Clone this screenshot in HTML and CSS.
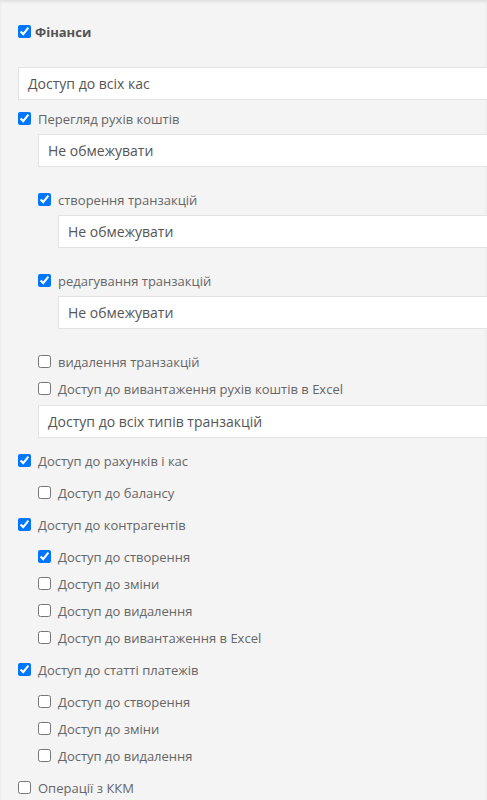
FILE: index.html
```html
<!DOCTYPE html>
<html lang="uk">
<head>
    <meta charset="UTF-8">
    <meta name="viewport" content="width=device-width, initial-scale=1.0">
    <title>Права доступу</title>
    <link rel="stylesheet" href="styles.css">
</head>
<body>
    <div class="page">
        <label class="row row-title"><input type="checkbox" checked><span>Фінанси</span></label>
        <div class="select select-first">Доступ до всіх кас</div>

        <label class="row row-after-select-top"><input type="checkbox" checked><span>Перегляд рухів коштів</span></label>
        <div class="group group-flat">
            <div class="select">Не обмежувати</div>

            <label class="row row-after-select"><input type="checkbox" checked><span>створення транзакцій</span></label>
            <div class="group group-flat">
                <div class="select">Не обмежувати</div>
            </div>

            <label class="row row-after-select"><input type="checkbox" checked><span>редагування транзакцій</span></label>
            <div class="group group-flat">
                <div class="select">Не обмежувати</div>
            </div>

            <label class="row row-after-select"><input type="checkbox"><span>видалення транзакцій</span></label>
            <label class="row"><input type="checkbox"><span>Доступ до вивантаження рухів коштів в Excel</span></label>
            <div class="select select-wide">Доступ до всіх типів транзакцій</div>
        </div>

        <label class="row row-after-last"><input type="checkbox" checked><span>Доступ до рахунків і кас</span></label>
        <div class="group">
            <label class="row"><input type="checkbox"><span>Доступ до балансу</span></label>
        </div>

        <label class="row"><input type="checkbox" checked><span>Доступ до контрагентів</span></label>
        <div class="group">
            <label class="row"><input type="checkbox" checked><span>Доступ до створення</span></label>
            <label class="row"><input type="checkbox"><span>Доступ до зміни</span></label>
            <label class="row"><input type="checkbox"><span>Доступ до видалення</span></label>
            <label class="row"><input type="checkbox"><span>Доступ до вивантаження в Excel</span></label>
        </div>

        <label class="row"><input type="checkbox" checked><span>Доступ до статті платежів</span></label>
        <div class="group">
            <label class="row"><input type="checkbox"><span>Доступ до створення</span></label>
            <label class="row"><input type="checkbox"><span>Доступ до зміни</span></label>
            <label class="row"><input type="checkbox"><span>Доступ до видалення</span></label>
        </div>

        <label class="row"><input type="checkbox"><span>Операції з ККМ</span></label>
    </div>
</body>
</html>
```

FILE: styles.css
```css
html, body {
    margin: 0;
    padding: 0;
    overflow: hidden;
}
body {
    font-family: "Open Sans", Arial, sans-serif;
    background-color: #f4f4f4;
    color: #666;
}
.page {
    min-height: 800px;
    padding: 18px 0 0 18px;
    box-shadow: inset 0 2px 3px rgba(0, 0, 0, 0.08);
    box-sizing: border-box;
    overflow: hidden;
}
.row {
    display: flex;
    align-items: center;
    height: 27px;
    font-size: 13px;
    white-space: nowrap;
}
.row input {
    width: 13px;
    height: 13px;
    margin: 0 7px 0 0;
    flex: none;
}
.row-title {
    font-weight: bold;
    color: #555;
}
.row-title input {
    margin-right: 4px;
}
.row-after-select-top {
    margin-top: 5px;
}
.row-after-select {
    margin-top: 19px;
}
.row-after-last {
    margin-top: 9px;
}
.group {
    margin-left: 20px;
    padding: 5px 0;
}
.group-flat {
    padding: 0;
}
.select {
    height: 33px;
    margin-top: 2px;
    margin-right: -1px;
    padding: 0 9px;
    box-sizing: border-box;
    display: flex;
    align-items: center;
    background-color: #fff;
    border: 1px solid #e3e3e3;
    font-size: 14px;
    color: #555;
    white-space: nowrap;
}
.select-first {
    margin-top: 22px;
}
.select-wide {
    margin-top: 3px;
}
```
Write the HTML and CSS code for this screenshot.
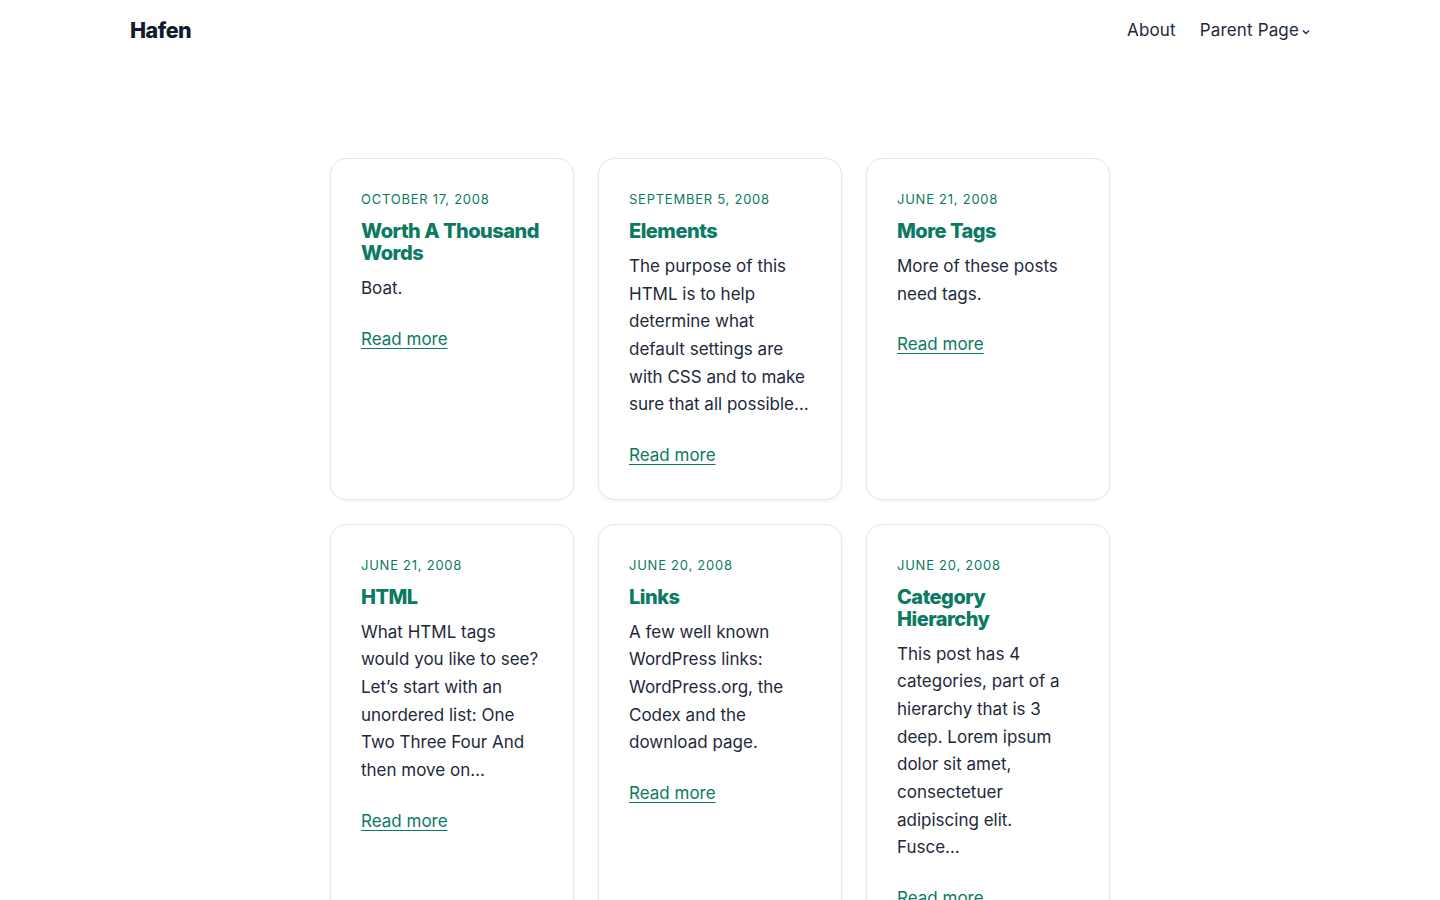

##############################

* Instructions to follow *
Every record must be copied exactly, with the pictures left out.

* Exercise answer *
Clone this screenshot in HTML and CSS.
FILE: index.html
```html
<!DOCTYPE html>
<html lang="uk">
<head>
    <meta charset="UTF-8">
    <meta name="viewport" content="width=device-width, initial-scale=1.0">
    <title>Права доступу</title>
    <link rel="stylesheet" href="styles.css">
</head>
<body>
    <div class="page">
        <label class="row row-title"><input type="checkbox" checked><span>Фінанси</span></label>
        <div class="select select-first">Доступ до всіх кас</div>

        <label class="row row-after-select-top"><input type="checkbox" checked><span>Перегляд рухів коштів</span></label>
        <div class="group group-flat">
            <div class="select">Не обмежувати</div>

            <label class="row row-after-select"><input type="checkbox" checked><span>створення транзакцій</span></label>
            <div class="group group-flat">
                <div class="select">Не обмежувати</div>
            </div>

            <label class="row row-after-select"><input type="checkbox" checked><span>редагування транзакцій</span></label>
            <div class="group group-flat">
                <div class="select">Не обмежувати</div>
            </div>

            <label class="row row-after-select"><input type="checkbox"><span>видалення транзакцій</span></label>
            <label class="row"><input type="checkbox"><span>Доступ до вивантаження рухів коштів в Excel</span></label>
            <div class="select select-wide">Доступ до всіх типів транзакцій</div>
        </div>

        <label class="row row-after-last"><input type="checkbox" checked><span>Доступ до рахунків і кас</span></label>
        <div class="group">
            <label class="row"><input type="checkbox"><span>Доступ до балансу</span></label>
        </div>

        <label class="row"><input type="checkbox" checked><span>Доступ до контрагентів</span></label>
        <div class="group">
            <label class="row"><input type="checkbox" checked><span>Доступ до створення</span></label>
            <label class="row"><input type="checkbox"><span>Доступ до зміни</span></label>
            <label class="row"><input type="checkbox"><span>Доступ до видалення</span></label>
            <label class="row"><input type="checkbox"><span>Доступ до вивантаження в Excel</span></label>
        </div>

        <label class="row"><input type="checkbox" checked><span>Доступ до статті платежів</span></label>
        <div class="group">
            <label class="row"><input type="checkbox"><span>Доступ до створення</span></label>
            <label class="row"><input type="checkbox"><span>Доступ до зміни</span></label>
            <label class="row"><input type="checkbox"><span>Доступ до видалення</span></label>
        </div>

        <label class="row"><input type="checkbox"><span>Операції з ККМ</span></label>
    </div>
</body>
</html>
```

FILE: styles.css
```css
html, body {
    margin: 0;
    padding: 0;
    overflow: hidden;
}
body {
    font-family: "Open Sans", Arial, sans-serif;
    background-color: #f4f4f4;
    color: #666;
}
.page {
    min-height: 800px;
    padding: 18px 0 0 18px;
    box-shadow: inset 0 2px 3px rgba(0, 0, 0, 0.08);
    box-sizing: border-box;
    overflow: hidden;
}
.row {
    display: flex;
    align-items: center;
    height: 27px;
    font-size: 13px;
    white-space: nowrap;
}
.row input {
    width: 13px;
    height: 13px;
    margin: 0 7px 0 0;
    flex: none;
}
.row-title {
    font-weight: bold;
    color: #555;
}
.row-title input {
    margin-right: 4px;
}
.row-after-select-top {
    margin-top: 5px;
}
.row-after-select {
    margin-top: 19px;
}
.row-after-last {
    margin-top: 9px;
}
.group {
    margin-left: 20px;
    padding: 5px 0;
}
.group-flat {
    padding: 0;
}
.select {
    height: 33px;
    margin-top: 2px;
    margin-right: -1px;
    padding: 0 9px;
    box-sizing: border-box;
    display: flex;
    align-items: center;
    background-color: #fff;
    border: 1px solid #e3e3e3;
    font-size: 14px;
    color: #555;
    white-space: nowrap;
}
.select-first {
    margin-top: 22px;
}
.select-wide {
    margin-top: 3px;
}
```
Write the HTML and CSS code for this screenshot.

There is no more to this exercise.